I didn’t know how to respond.
It was almost as if it hadn’t been meant for me.
It ended with the words, “Take care of yourself.”
And so I did.
I asked 107 women (including two made from wood and one with feathers),
chosen for their profession or skills, to interpret this letter.
To analyze it, comment on it, dance it, sing it.
Dissect it. Exhaust it. Understand it for me.
Answer for me.
It was a way of taking the time to break up.
A way of taking care of myself.
When photographer Sophie Calle was broken up with over email after a long-term relationship that found itself sometimes being long-distance, she was quite surprised. In turn, Calle decided to turn this heartbreak into a project, one that -as a complete collection- is rather delightful and humorous, without taking away from the seriousness of sadness that can exist in these situations.
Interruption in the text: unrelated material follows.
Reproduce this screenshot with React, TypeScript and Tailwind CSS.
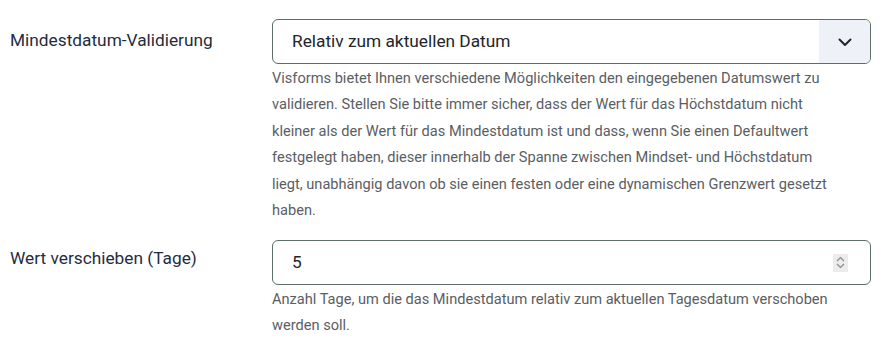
import React from "react";

const font = { fontFamily: "Roboto, 'Noto Sans', sans-serif" };

export default function App() {
  return (
    <div className="w-[894px] h-[344px] bg-white overflow-hidden" style={font}>
      <div className="flex flex-col pt-[19px]">
        <div className="flex">
          <div className="w-[272px] pl-[10px] pt-[9px] text-[17.3px] leading-[24px] text-[#1f2d3d] whitespace-nowrap">
            Mindestdatum-Validierung
          </div>
          <div className="w-[599px]">
            <div className="flex h-[45px] rounded-[6px] border border-[#5d6e67] overflow-hidden">
              <div className="flex-1 flex items-center pl-[19px] text-[17.3px] text-[#22262a]">
                Relativ zum aktuellen Datum
              </div>
              <div className="w-[51px] bg-[#eef2f8] flex items-center justify-center">
                <svg width="16" height="16" viewBox="0 0 16 16" fill="none">
                  <path d="M2.5 5.5L8 11l5.5-5.5" stroke="#22262a" strokeWidth="2" strokeLinecap="round" strokeLinejoin="round" />
                </svg>
              </div>
            </div>
            <p className="mt-[1px] text-[14.6px] leading-[26.4px] text-[#5a5e63] whitespace-nowrap">
              Visforms bietet Ihnen verschiedene Möglichkeiten den eingegebenen Datumswert zu
              <br />
              validieren. Stellen Sie bitte immer sicher, dass der Wert für das Höchstdatum nicht
              <br />
              kleiner als der Wert für das Mindestdatum ist und dass, wenn Sie einen Defaultwert
              <br />
              festgelegt haben, dieser innerhalb der Spanne zwischen Mindset- und Höchstdatum
              <br />
              liegt, unabhängig davon ob sie einen festen oder eine dynamischen Grenzwert gesetzt
              <br />
              haben.
            </p>
          </div>
        </div>
        <div className="flex mt-[17px]">
          <div className="w-[272px] pl-[10px] pt-[6px] text-[17.3px] leading-[24px] text-[#1f2d3d] whitespace-nowrap">
            Wert verschieben (Tage)
          </div>
          <div className="w-[599px]">
            <div className="flex h-[45px] rounded-[6px] border border-[#5d6e67] items-center">
              <div className="flex-1 pl-[19px] text-[17.3px] text-[#22262a]">5</div>
              <div className="mr-[22px] w-[15px] h-[18px] bg-[#ececec] flex flex-col items-center justify-center gap-[1px]">
                <svg width="9" height="6" viewBox="0 0 9 6" fill="none">
                  <path d="M1 5L4.5 1.5L8 5" stroke="#8a8a8a" strokeWidth="1.2" />
                </svg>
                <svg width="9" height="6" viewBox="0 0 9 6" fill="none">
                  <path d="M1 1L4.5 4.5L8 1" stroke="#8a8a8a" strokeWidth="1.2" />
                </svg>
              </div>
            </div>
            <p className="mt-[2px] text-[14.6px] leading-[25.5px] text-[#5a5e63] whitespace-nowrap">
              Anzahl Tage, um die das Mindestdatum relativ zum aktuellen Tagesdatum verschoben
              <br />
              werden soll.
            </p>
          </div>
        </div>
      </div>
    </div>
  );
}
Take Care of Yourself is a collection of interpretations by over 100 women, including academic analysis, textual study, braille, tarot, shorthand, psychological and structural. The email is turned into a news story, a legal contract, a resume, and in graphics, advertisements, magazine spreads, floral arrangements, cartoons, paintings, piano compositions on paper, viewed from many sides. The beautifully curated book contains miniature booklets, one a fairy tale, another a play, inspired by the email. CDs of meditations, phone conversations, a film, a performance, Take Care is truly an in-depth gallery of collaboration and mediums.
Ironically, my ex of 7 years, who broke up with me over email, gave me this book as a Christmas present and I just now have taken the time to look at it. He has since passed away and my reflection on him in his relationships with others, as they have revealed their inner-workings after his death, seem to have altered greatly. Love is tricky, heartache is trickier. Whereas Calle has been criticized for being a “scorned woman”, Take Care of Yourself doesn’t strike me as a revenge series, though I supposed it’s easy for some to see it this way. It’s moments of tenderness, bittersweet, sad-eyed sentiment is met with objective deconstruction in our faulty communications within love.
Othered Earth, the title for our second Symposium print zine, available on Etsy and released on US Mother’s Day, nodded towards the idea of remaining grounded. As explained in our previous Museletter, chaos within any environment often leads to transformation, reaction, action, all testing our center. As a little sonic experiment, creating a soundtrack of “Mother Earth” energy enveloped with atmospheres, a mix by the same name pays homage to 1980’s “experimental” art-pop/rock/electronic. Flutes, cellos, stand-up basses, pianos, percussive experimentation, electric and organic, in a floating genre that clearly has roots in classical theory, a range of instruments not typical to pop or rock, feature multiple songs by Kate Bush, Brian Eno, Arthur Russell, serving as a soundtrack to serenity in static.